Roberts came to the court with sterling conservative credentials and was confirmed on a 78-22 vote in 2005. He was lauded by former President George W. Bush and had the support of the entire Republican establishment who saw the young chief as the vanguard of next generation of constitutional conservatives on the court.
Yet, Roberts on Friday found himself alone. He tried to avoid the very fallout that he believed the court could have avoided by stopping short of overturning Roe, and seems keenly aware of how Americans view the Supreme Court. The court continues to drop in its approval ratings with the public and it can’t seem to escape the perception that the institution’s decisions are being driven by politics, not principle.
The snub Roberts suffered Friday would be humbling for any chief justice given the way in which abortion-related decisions bring a white-hot spotlight to the court. But it’s just the latest in a series of blows Roberts has sustained in recent weeks that have fueled doubts about his ability to manage an increasingly fractious court.
Early last month, POLITICO shocked courtwatchers by publishing a draft of the majority opinion in the abortion case the court decided Friday. The unprecedented disclosure startled the justices, their law clerks and court staff. One day later, Roberts confirmed the authenticity of the draft, ordered an investigation and said the breach would have no impact on the court’s operations.
The following week, the longest-serving member of the court — Justice Clarence Thomas — called the leak “tremendously bad” and he contended it was fueled by a deterioration in relations at the court in recent years. Thomas didn’t mention Roberts by name, but expressed a clear preference for a period that ended around the time when the chief was confirmed in 2005.
“This is not the court of that era,” Thomas said at a conference of conservatives. “We may have been a dysfunctional family, but we were a family.”
The atmosphere at the court has also grown tense in recent weeks as Roberts has had to grapple with questions about the scope and tactics of the leak investigation and about security threats that emerged after the report that Roe was on the verge of being overturned. The court erected an eight-foot anti-riot fence around its historic building and further postponed plans to allow the public to return to its courtroom and public spaces.
Justices were given 24-hour security details as protests erupted outside some of their homes. And in the most chilling incident, earlier this month, a California man showed up outside Justice Brett Kavanaugh’s Maryland home allegedly intent on killing the justice. Police say the man was armed with a gun and a knife and he expressed anger about the expected abortion ruling and recent mass shootings.
Against that chaotic backdrop, Roberts had to weather Friday his conservative colleagues uniformly endorsing an opinion unapologetically picking apart his suggestion that the court stop short of overturning Roe v. Wade and “leave for another day” the most pointed questions about that decision. Indeed, the only substantive changes to Justice Samuel Alito’s original draft are rebuttals to the dissenters and to Roberts’ argument for more restraint from the court.

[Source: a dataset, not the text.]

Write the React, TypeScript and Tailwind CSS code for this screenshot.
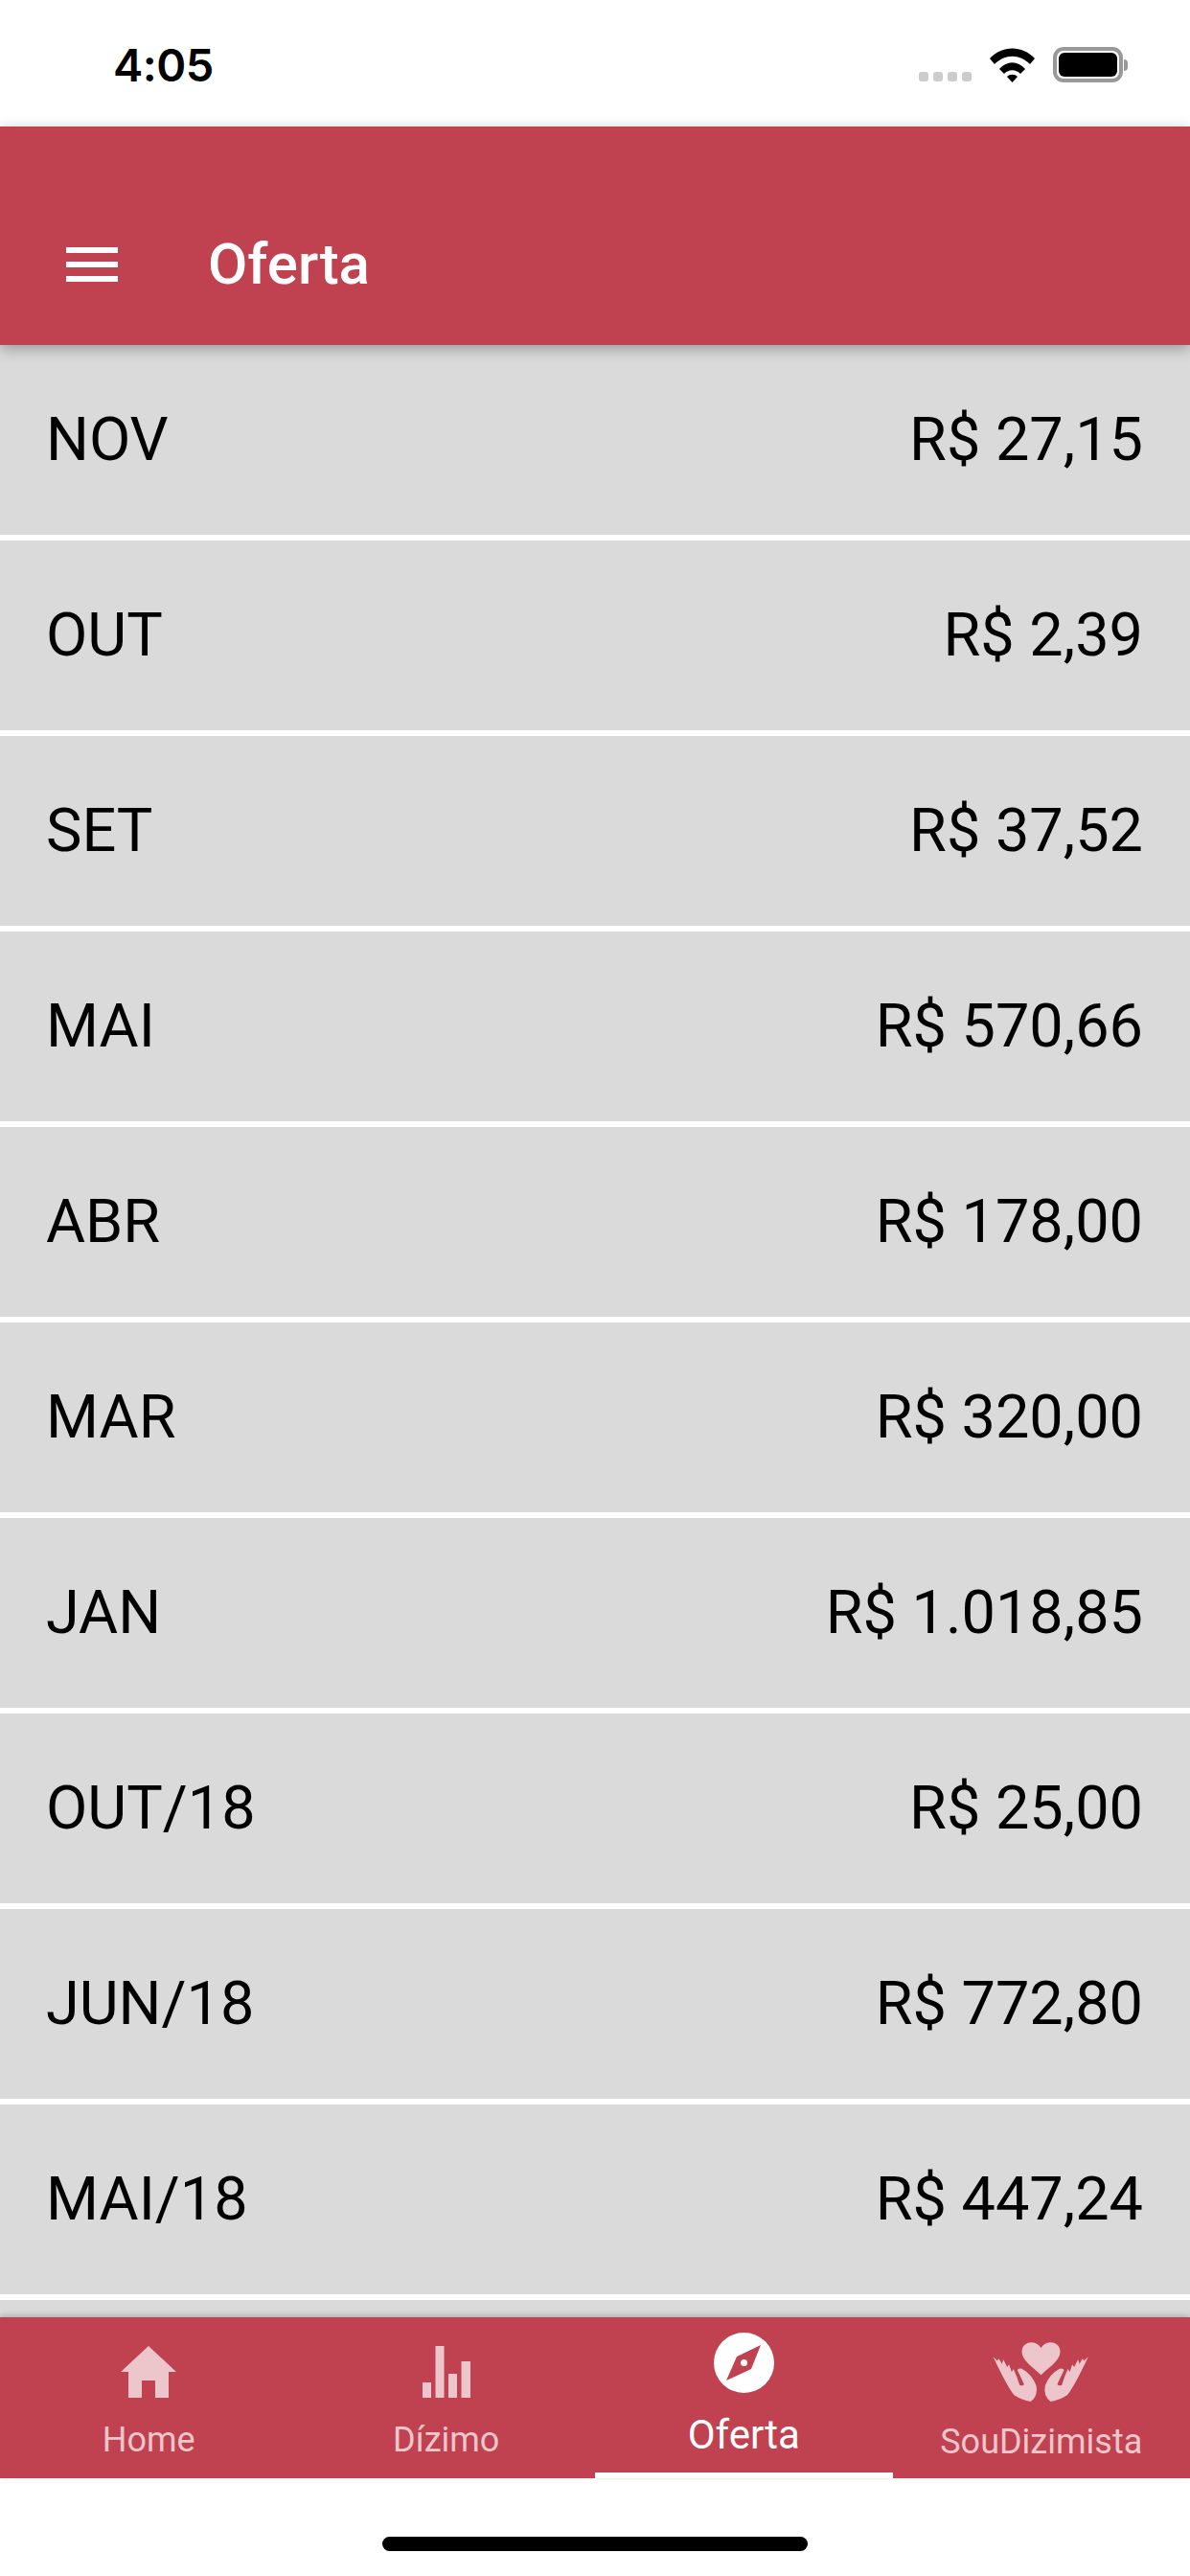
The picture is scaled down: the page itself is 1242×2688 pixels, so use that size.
import type { ReactNode } from "react";

const rows = [
  { month: "NOV", value: "R$ 27,15" },
  { month: "OUT", value: "R$ 2,39" },
  { month: "SET", value: "R$ 37,52" },
  { month: "MAI", value: "R$ 570,66" },
  { month: "ABR", value: "R$ 178,00" },
  { month: "MAR", value: "R$ 320,00" },
  { month: "JAN", value: "R$ 1.018,85" },
  { month: "OUT/18", value: "R$ 25,00" },
  { month: "JUN/18", value: "R$ 772,80" },
  { month: "MAI/18", value: "R$ 447,24" },
  { month: "", value: "" },
];

function HomeIcon() {
  return (
    <svg width="58" height="54" viewBox="0 0 58 54" className="fill-[#ecc6cb]">
      <path d="M29 0 L58 27 L50 27 L50 54 L36 54 L36 36 L22 36 L22 54 L8 54 L8 27 L0 27 Z" />
    </svg>
  );
}

function BarsIcon() {
  return (
    <svg width="50" height="54" viewBox="0 0 50 54" className="fill-[#ecc6cb]">
      <rect x="0" y="38" width="9" height="16" />
      <rect x="13.5" y="0" width="9" height="54" />
      <rect x="27" y="29" width="9" height="25" />
      <rect x="40.5" y="16" width="9.5" height="38" />
    </svg>
  );
}

function CompassIcon() {
  return (
    <svg width="63" height="63" viewBox="0 0 63 63">
      <circle cx="31.5" cy="31.5" r="31.5" fill="#ffffff" />
      <path d="M49 13 L39 38 L13 50 L24 25 Z" fill="#c04150" />
      <circle cx="31.5" cy="31.5" r="3.5" fill="#ffffff" />
    </svg>
  );
}

function HandsIcon() {
  const hand =
    "M200 118 L213 130 L218 124 L228 140 L232 126 L244 150 L250 142 L258 165 L264 156 L274 180 L283 206 Q292 210 297 204 Q288 184 276 160 Q278 152 290 155 Q322 172 335 208 Q342 240 318 258 Q290 254 266 238 Q246 215 200 118 Z";
  return (
    <svg width="107" height="70" viewBox="190 60 320 210" className="fill-[#ecc6cb]">
      <path d="M350 175 C325 150 290 130 290 102 C290 82 306 72 322 73 C334 74 344 80 350 90 C356 80 366 74 378 73 C394 72 410 82 410 102 C410 130 375 150 350 175 Z" />
      <path d={hand} />
      <path d={hand} transform="translate(698 0) scale(-1 1)" />
    </svg>
  );
}

function Tab({ children }: { children: ReactNode }) {
  return <div className="flex flex-col items-center">{children}</div>;
}

export default function App() {
  return (
    <div className="flex h-[2688px] w-[1242px] flex-col overflow-hidden bg-white font-['Roboto',sans-serif]">
      {/* status bar */}
      <div className="flex h-[132px] shrink-0 items-start justify-between pt-[38px] pr-[65px] pl-[118px]">
        <span className="font-['Inter',sans-serif] text-[47px] leading-[60px] font-semibold tracking-[-0.5px] text-black">
          4:05
        </span>
        <div className="flex items-end pt-[11px]">
          <div className="mb-px flex gap-[5px]">
            <div className="h-[10px] w-[10px] rounded-[3px] bg-[#cccccc]" />
            <div className="h-[10px] w-[10px] rounded-[3px] bg-[#cccccc]" />
            <div className="h-[10px] w-[10px] rounded-[3px] bg-[#cccccc]" />
            <div className="h-[10px] w-[10px] rounded-[3px] bg-[#cccccc]" />
          </div>
          <svg width="47" height="36" viewBox="0 0 47 36" className="ml-[19px]">
            <path
              d="M0 11 C13 -3 34 -3 47 11 L42 17 C31 6 16 6 5 17 Z M10 22 C18 13 29 13 37 22 L32 27 C27 22 20 22 15 27 Z M18 30 C21 27 26 27 29 30 L23.5 36 Z"
              fill="#000000"
            />
          </svg>
          <div className="ml-[19px] flex items-center">
            <div className="h-[37px] w-[73px] rounded-[11px] border-[4px] border-[#999999] p-[2px]">
              <div className="h-full w-full rounded-[6px] bg-black" />
            </div>
            <div className="ml-px h-[12px] w-[4px] rounded-r-full bg-[#999999]" />
          </div>
        </div>
      </div>

      {/* header */}
      <div className="relative z-10 flex h-[228px] shrink-0 items-center gap-[94px] bg-[#c04150] pt-[60px] pl-[69px] shadow-[0_4px_14px_rgba(0,0,0,0.3)]">
        <svg width="54" height="36" viewBox="0 0 54 36" fill="#ffffff">
          <rect width="54" height="6" y="0" />
          <rect width="54" height="6" y="15" />
          <rect width="54" height="6" y="30" />
        </svg>
        <span className="text-[60px] leading-none font-medium text-white">Oferta</span>
      </div>

      {/* list */}
      <div className="flex min-h-0 flex-1 flex-col gap-[6px] overflow-hidden">
        {rows.map((row, i) => (
          <div
            key={i}
            className="flex h-[198px] shrink-0 items-center justify-between bg-[#dadada] pr-[49px] pl-[48px] text-[63px] text-black"
          >
            <span>{row.month}</span>
            <span>{row.value}</span>
          </div>
        ))}
      </div>

      {/* tabs */}
      <div className="relative z-10 grid h-[168px] shrink-0 grid-cols-4 bg-[#c04150] text-[36px] leading-[42px] text-[#ecc6cb] shadow-[0_-2px_6px_rgba(0,0,0,0.2)]">
        <Tab>
          <div className="mt-[30px]">
            <HomeIcon />
          </div>
          <span className="mt-[23px]">Home</span>
        </Tab>
        <Tab>
          <div className="mt-[30px]">
            <BarsIcon />
          </div>
          <span className="mt-[23px]">Dízimo</span>
        </Tab>
        <div className="flex flex-col items-center border-b-[6px] border-white">
          <div className="mt-[16px]">
            <CompassIcon />
          </div>
          <span className="mt-[20px] text-[42px] leading-[48px] text-white">Oferta</span>
        </div>
        <Tab>
          <div className="mt-[22px]">
            <HandsIcon />
          </div>
          <span className="mt-[17px]">SouDizimista</span>
        </Tab>
      </div>

      {/* home indicator */}
      <div className="flex h-[102px] shrink-0 justify-center pt-[61px]">
        <div className="h-[15px] w-[444px] rounded-full bg-black" />
      </div>
    </div>
  );
}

Mustering only the slightest deference for the chief, Alito’s opinion declared: “The concurrence’s most fundamental defect is its failure to offer any principled basis for its approach.” Alito also bluntly dismisses one of the central tenets of Roberts’ opinion as “simply incorrect.”
The repudiation of Roberts in the abortion case was indisputable and prompts the fundamental question of what degree of leadership is or should be expected from a chief justice. There have clearly been chief justices out of sync with the majority of their colleagues.
Few people batted an eye when chief justices like Warren Burger or William Rehnquist found themselves in dissent. It’s also true that few decried a lack of leadership by Roberts when he joined most of the court’s conservatives on the losing side of 5-4 cases like the 2015 ruling that found a federal constitutional right to same-sex marriage.
The public is also witnessing a court that has shifted rightward in the past few years, leaving Roberts at one point at the ideological center of the court at least on some issues and now at least in relative terms to the left of the migrating center of a court with a six-justice supermajority.
“No one can deny that from 2018 until when Ruth Bader Ginsburg died this was the Roberts court in every way that mattered,” Vladeck said. “The consequences of that no longer being true are incalculable but run the gamut from what the court is doing to how justices are behaving to how the institution functions. ... When the median vote on the court became Brett Kavanaugh and Amy Coney Barrett, it’s a very different court than any of us have seen in our lifetimes.”
Some experts believe the differences the court’s Republican appointees have with Roberts will soon be papered over as the conservative majority focuses on pressing its agenda in other areas like affirmative action and reining in the power of the regulatory state, issues where Roberts tends to be more aligned with his conservative colleagues.
“This is the moment conservatives have been waiting for,” Wermiel said. “I think they’ll figure out how to continue to work together. ... The conservative majority has a lot of work to do next term.”
Still, when the history of the Roberts court is written, the outcomes of those cases seem unlikely to challenge for top billing the abortion decision where the chief justice essentially stood aside as his conservative colleagues unleashed the most impactful and controversial decision in nearly half a century.